Have you ever noticed how within moments of someone suggesting we start a fire in the camp that a special person emerges? An almost superhero-type personality, a driven and focused person, the kind of ‘no-nonsense’ person that’s not to be messed with. Enter the FIRE MONITOR!
You may collect the kindling or the wood, he will appreciate that (although most of it won’t be to his ozone layer smashing standards) but do not, I say again, DO NOT under any circumstances try to arrange said kindling in any fire-like structure; this is not your role and this act will be met with an eye roll at the very least.
The Fire Monitor has his methods; they are not ad hoc, they are techniques driven by science, passed down through the generations or learned from fire Jedis – they are not for the common man.
The Fire Monitor will never use an accelerant or newspaper, such is the act of the layman to start the fire. No, leaves and naturally occurring fuels are all that will enter his project. A lighter or gas burner will never bring life to his creation, only a flint or single match, before he slowly looks around the camp to see who’s watched his feat.
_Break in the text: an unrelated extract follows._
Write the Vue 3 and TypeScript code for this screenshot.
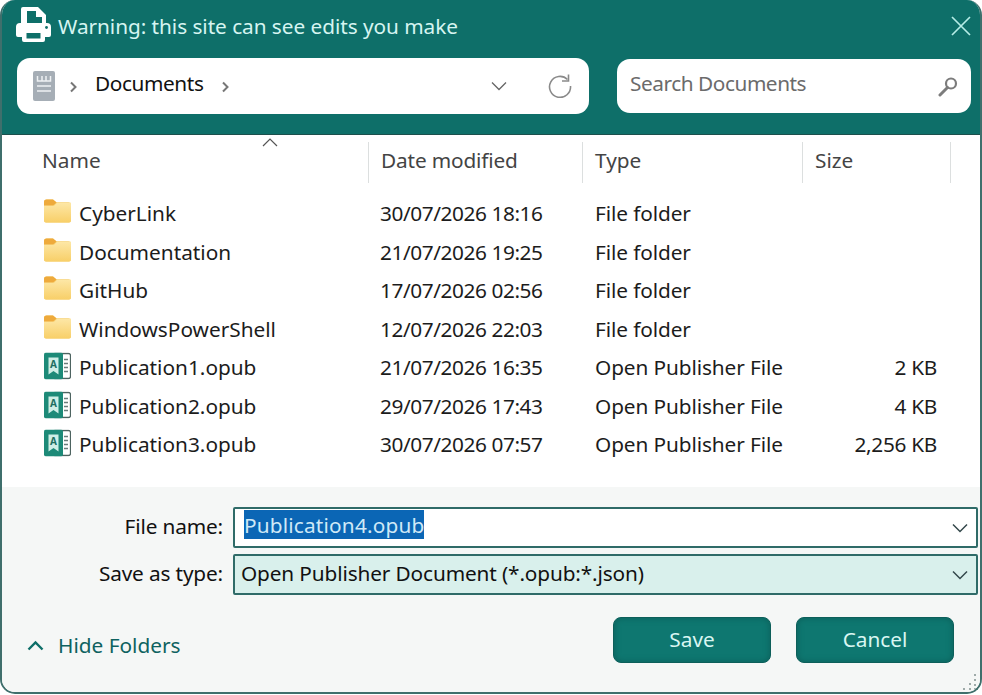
<script setup lang="ts">
interface Row { name: string; date: string; type: string; size: string; kind: 'folder' | 'file' }
const rows: Row[] = [
  { name: 'CyberLink', date: '30/07/2026 18:16', type: 'File folder', size: '', kind: 'folder' },
  { name: 'Documentation', date: '21/07/2026 19:25', type: 'File folder', size: '', kind: 'folder' },
  { name: 'GitHub', date: '17/07/2026 02:56', type: 'File folder', size: '', kind: 'folder' },
  { name: 'WindowsPowerShell', date: '12/07/2026 22:03', type: 'File folder', size: '', kind: 'folder' },
  { name: 'Publication1.opub', date: '21/07/2026 16:35', type: 'Open Publisher File', size: '2 KB', kind: 'file' },
  { name: 'Publication2.opub', date: '29/07/2026 17:43', type: 'Open Publisher File', size: '4 KB', kind: 'file' },
  { name: 'Publication3.opub', date: '30/07/2026 07:57', type: 'Open Publisher File', size: '2,256 KB', kind: 'file' },
]
</script>

<template>
  <div class="window">
    <header class="head">
      <div class="title">
        <svg class="printer" width="38" height="38" viewBox="0 0 38 38">
          <path fill-rule="evenodd" fill="#fff" d="M8 1h15l8 8v10h-4V11h-6V5H12v14H6V3a2 2 0 0 1 2-2z" />
          <path fill="#fff" d="M1 21a4 4 0 0 1 4-4h27a4 4 0 0 1 4 4v8a2 2 0 0 1-2 2h-4v-7H7v7H3a2 2 0 0 1-2-2z" />
          <path fill="#fff" fill-rule="evenodd" d="M7 24h23v10a2 2 0 0 1-2 2H9a2 2 0 0 1-2-2zM11.500 27v5.500h14V27z" />
          <circle cx="31.500" cy="21.500" r="1.400" fill="#0e6f69" />
        </svg>
        <span class="title-text">Warning: this site can see edits you make</span>
        <svg class="close" width="20" height="20" viewBox="0 0 20 20">
          <path d="M1 1l18 18M19 1L1 19" stroke="#b5ece6" stroke-width="1.700" fill="none" />
        </svg>
      </div>
      <div class="bars">
        <div class="crumb">
          <svg class="doc" width="22" height="30" viewBox="0 0 22 30">
            <rect width="22" height="30" rx="2" fill="#a6aeb6" />
            <path d="M4.500 5v5h13V5M9 5v5M13 5v5M4 15h14M4 20h14" stroke="#eef1f3" stroke-width="1.500" fill="none" />
          </svg>
          <svg class="chev" width="9" height="12" viewBox="0 0 9 12"><path d="M2 1.500l4.500 4.500L2 10.500" stroke="#777" stroke-width="2" fill="none" /></svg>
          <span class="crumb-text">Documents</span>
          <svg class="chev chev2" width="9" height="12" viewBox="0 0 9 12"><path d="M2 1.500l4.500 4.500L2 10.500" stroke="#777" stroke-width="2" fill="none" /></svg>
          <svg class="down" width="16" height="10" viewBox="0 0 16 10"><path d="M1 1.500l7 7 7-7" stroke="#666" stroke-width="1.300" fill="none" /></svg>
          <svg class="refresh" width="24" height="24" viewBox="0 0 24 24">
            <path d="M19.500 5.500A10.500 10.500 0 1 0 22.500 12" stroke="#8a8a8a" stroke-width="1.600" fill="none" />
            <path d="M20.500 0.500v6.500H14" stroke="#8a8a8a" stroke-width="1.600" fill="none" />
          </svg>
        </div>
        <div class="search">
          <span class="search-text">Search Documents</span>
          <svg width="20" height="21" viewBox="0 0 20 21">
            <circle cx="13" cy="7.500" r="5" stroke="#7c7c7c" stroke-width="2.200" fill="none" />
            <path d="M9.500 11.500L2 19" stroke="#7c7c7c" stroke-width="3" fill="none" stroke-linecap="round" />
          </svg>
        </div>
      </div>
    </header>

    <section class="list">
      <svg class="sort" width="16" height="9" viewBox="0 0 16 9"><path d="M1 8l7-7 7 7" stroke="#555" stroke-width="1.200" fill="none" /></svg>
      <div class="cols">
        <div class="col c-name">Name</div>
        <div class="col c-date">Date modified</div>
        <div class="col c-type">Type</div>
        <div class="col c-size">Size</div>
      </div>
      <div class="rows">
        <div v-for="r in rows" :key="r.name" class="row">
          <div class="cell c-name name-cell">
            <svg v-if="r.kind === 'folder'" class="ico ico-folder" width="29" height="25" viewBox="0 0 29 26" preserveAspectRatio="none">
              <defs>
                <linearGradient id="fold" x1="0" y1="0" x2="0" y2="1">
                  <stop offset="0" stop-color="#fde7a6" />
                  <stop offset="1" stop-color="#f8cf68" />
                </linearGradient>
              </defs>
              <path d="M1 3.500A2.500 2.500 0 0 1 3.500 1h6.500l3.500 3h12A2.500 2.500 0 0 1 28 6.500V23a2 2 0 0 1-2 2H3a2 2 0 0 1-2-2z" fill="#f6cd6a" />
              <path d="M1 3.500A2.500 2.500 0 0 1 3.500 1h6.500l3.500 3.200-3.500 3H1z" fill="#eeaa3c" />
              <path d="M1 7.500h10l3-3h14V23a2 2 0 0 1-2 2H3a2 2 0 0 1-2-2z" fill="url(#fold)" />
            </svg>
            <svg v-else class="ico ico-file" width="27" height="27" viewBox="0 0 27 27">
              <rect x="9" y="1" width="17.500" height="25" rx="2" fill="#fff" stroke="#4d6360" stroke-width="1.300" />
              <path d="M20 7h4M20 11h4M20 15h4M20 19h4" stroke="#6b7d7b" stroke-width="1.500" />
              <rect x="0" y="0" width="19" height="27" rx="2" fill="#1d8a78" />
              <path d="M4.500 5h10v17l-5-3.500-5 3.500z" fill="#cfeee6" />
              <text x="9.500" y="15" class="ico-a">A</text>
            </svg>
            <span>{{ r.name }}</span>
          </div>
          <div class="cell c-date date-cell">{{ r.date }}</div>
          <div class="cell c-type type-cell">{{ r.type }}</div>
          <div class="cell c-size size-cell">{{ r.size }}</div>
        </div>
      </div>
    </section>

    <footer class="foot">
      <div class="form-row">
        <label class="lbl">File name:</label>
        <div class="field name-field">
          <span class="sel">Publication4.opub</span>
          <svg class="fdown" width="16" height="10" viewBox="0 0 16 10"><path d="M1 1.500l7 7 7-7" stroke="#33474a" stroke-width="1.500" fill="none" /></svg>
        </div>
      </div>
      <div class="form-row">
        <label class="lbl">Save as type:</label>
        <div class="field type-field">
          <span class="type-text">Open Publisher Document (*.opub:*.json)</span>
          <svg class="fdown" width="16" height="10" viewBox="0 0 16 10"><path d="M1 1.500l7 7 7-7" stroke="#33474a" stroke-width="1.500" fill="none" /></svg>
        </div>
      </div>
      <div class="actions">
        <div class="hide">
          <svg width="17" height="11" viewBox="0 0 17 11"><path d="M1.500 9.500l7-7 7 7" stroke="#0e6f69" stroke-width="2.400" fill="none" /></svg>
          <span>Hide Folders</span>
        </div>
        <button class="btn save">Save</button>
        <button class="btn cancel">Cancel</button>
      </div>
      <svg class="grip" width="16" height="18" viewBox="0 0 16 18">
        <g fill="#8a9896">
          <circle cx="14" cy="2" r="1.100" /><circle cx="14" cy="7" r="1.100" /><circle cx="14" cy="12" r="1.100" /><circle cx="14" cy="16" r="1.100" />
          <circle cx="9" cy="11" r="1.100" /><circle cx="9" cy="16" r="1.100" /><circle cx="3" cy="16" r="1.100" />
        </g>
      </svg>
    </footer>
  </div>
</template>

<style>
html, body { margin: 0; background: #ffffff; }
</style>

<style scoped>
.window {
  width: 982px;
  height: 694px;
  box-sizing: border-box;
  border: 2px solid #3f6f6c;
  border-top: 0;
  border-radius: 15px;
  overflow: hidden;
  display: flex;
  flex-direction: column;
  font-family: "Noto Sans", "Open Sans", sans-serif;
  font-size: 20.800px;
  color: #1a1a1a;
  background: #f5f7f6;
}
.head {
  height: 135px;
  box-sizing: border-box;
  background: #0e6f69;
  padding: 7px 9px 0 13px;
  border-bottom: 1px solid #1c4f4c;
  flex: none;
}
.title {
  display: flex;
  align-items: center;
  height: 38px;
}
.printer { flex: none; margin-right: 5px; margin-top: -3px; }
.title-text { color: #d6f5f1; flex: 1; margin-top: -1px; letter-spacing: -0.050px; }
.bars {
  display: flex;
  gap: 28px;
  margin-top: 13px;
  padding-left: 2px;
}
.crumb {
  width: 572px;
  height: 56px;
  box-sizing: border-box;
  background: #fff;
  border-radius: 13px;
  display: flex;
  align-items: center;
  padding-left: 16px;
}
.doc { flex: none; }
.chev { margin-left: 14px; flex: none; margin-top: 1px; }
.crumb-text { margin-left: 17px; color: #111; margin-top: -7px; letter-spacing: -0.400px; }
.chev2 { margin-left: 17px; }
.down { margin-left: auto; }
.refresh { margin: 0 17px 0 41px; }
.search {
  width: 354px;
  height: 54px;
  box-sizing: border-box;
  margin-top: 1px;
  background: #fff;
  border-radius: 13px;
  display: flex;
  align-items: center;
  justify-content: space-between;
  padding: 0 13px;
  color: #6b6b6b;
}
.search-text { margin-top: -7px; letter-spacing: -0.450px; }
.list {
  position: relative;
  height: 352px;
  flex: none;
  background: #fff;
}
.sort { position: absolute; left: 260px; top: 3px; }
.cols {
  display: flex;
  height: 41px;
  margin-top: 7px;
  color: #444;
}
.col {
  box-sizing: border-box;
  height: 41px;
  line-height: 37px;
  border-right: 1px solid #dcdfdf;
}
.c-name { width: 367px; padding-left: 40px; box-sizing: border-box; flex: none; }
.c-date { width: 214px; padding-left: 12px; box-sizing: border-box; flex: none; }
.c-type { width: 220px; padding-left: 12px; box-sizing: border-box; flex: none; }
.c-size { width: 148px; padding-left: 12px; box-sizing: border-box; flex: none; }
.col.c-date { letter-spacing: -0.150px; }
.rows { margin-top: 11px; }
.row {
  display: flex;
  height: 38.500px;
  align-items: center;
  color: #1c1c1c;
}
.name-cell { display: flex; align-items: center; position: relative; padding-left: 77px; }
.date-cell { letter-spacing: -0.420px; padding-left: 11px; }
.type-cell { letter-spacing: -0.100px; }
.ico { position: absolute; left: 41px; top: 50%; transform: translateY(-50%); }
.ico-folder { margin-top: -2px; }
.ico-file { margin-top: -1px; left: 42px; }
.ico-a { font-size: 10px; font-weight: 700; fill: #1d6f62; text-anchor: middle; font-family: "Noto Sans", sans-serif; }
.size-cell { text-align: right; padding: 0 14px 0 0; letter-spacing: -0.300px; }
.foot {
  position: relative;
  flex: 1;
  background: #f5f7f6;
  padding-top: 19px;
}
.form-row {
  display: flex;
  align-items: center;
  height: 42px;
  margin-bottom: 5px;
}
.lbl { width: 221px; text-align: right; margin-right: 10px; color: #111; flex: none; margin-top: -3px; letter-spacing: -0.150px; }
.field {
  width: 745px;
  height: 41px;
  box-sizing: border-box;
  border: 2px solid #2f6b68;
  border-radius: 2px;
  display: flex;
  align-items: center;
  position: relative;
  color: #111;
}
.name-field { background: #fff; padding-left: 9px; }
.type-field { background: #d9f0ec; padding-left: 6px; }
.type-text { margin-top: -3px; letter-spacing: -0.130px; }
.sel { background: #0b66b5; color: #cfe9f7; height: 29px; line-height: 31px; margin-top: -5px; letter-spacing: 0.180px; }
.fdown { position: absolute; right: 8px; top: 14px; }
.actions {
  display: flex;
  align-items: center;
  margin-top: 22px;
}
.hide {
  display: flex;
  align-items: center;
  gap: 14px;
  color: #0e6260;
  margin-left: 25px;
  margin-top: 10px;
  flex: 1;
}
.btn {
  width: 158px;
  height: 46px;
  border: 1px solid #0d5f5a;
  border-radius: 8px;
  background: #0e7770;
  box-shadow: inset 0 0 6px #0c5f5a;
  color: #d9f6f2;
  font: inherit;
  padding: 0 0 2px;
}
.save { margin-right: 25px; }
.cancel { margin-right: 26px; }
.grip { position: absolute; right: 3px; bottom: 1px; }
</style>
Once the fire triangle of heat, fuel and oxygen has been completed and flames lick toward the sky, the Fire Monitor’s real task begins. It is now time to feed the beast, nurture it and keep it safe from the uneducated in the camp, who are the enemy from this moment on. The ‘fire murderers’ will attempt to harm his friend and they must be stopped. The Fire Monitor will leave his friend only to visit the toilet and he would even do that next to the fire if the rest of us would allow it.
He knows that every time he turns his back someone is going to attempt to carry out at least one of the following: stoke it incorrectly, throw rubbish into it, steal coals from it for his camp oven or put a barbecue plate over it. None of these acts are acceptable to the Fire Monitor, so be prepared for a dressing down if you are irresponsible enough to cross these lines.
The Fire Monitor can be a controlling and annoying member of the camp if you
allow them to be, but here’s my tip for embracing him: let him do the bloody lot and enjoy your beer!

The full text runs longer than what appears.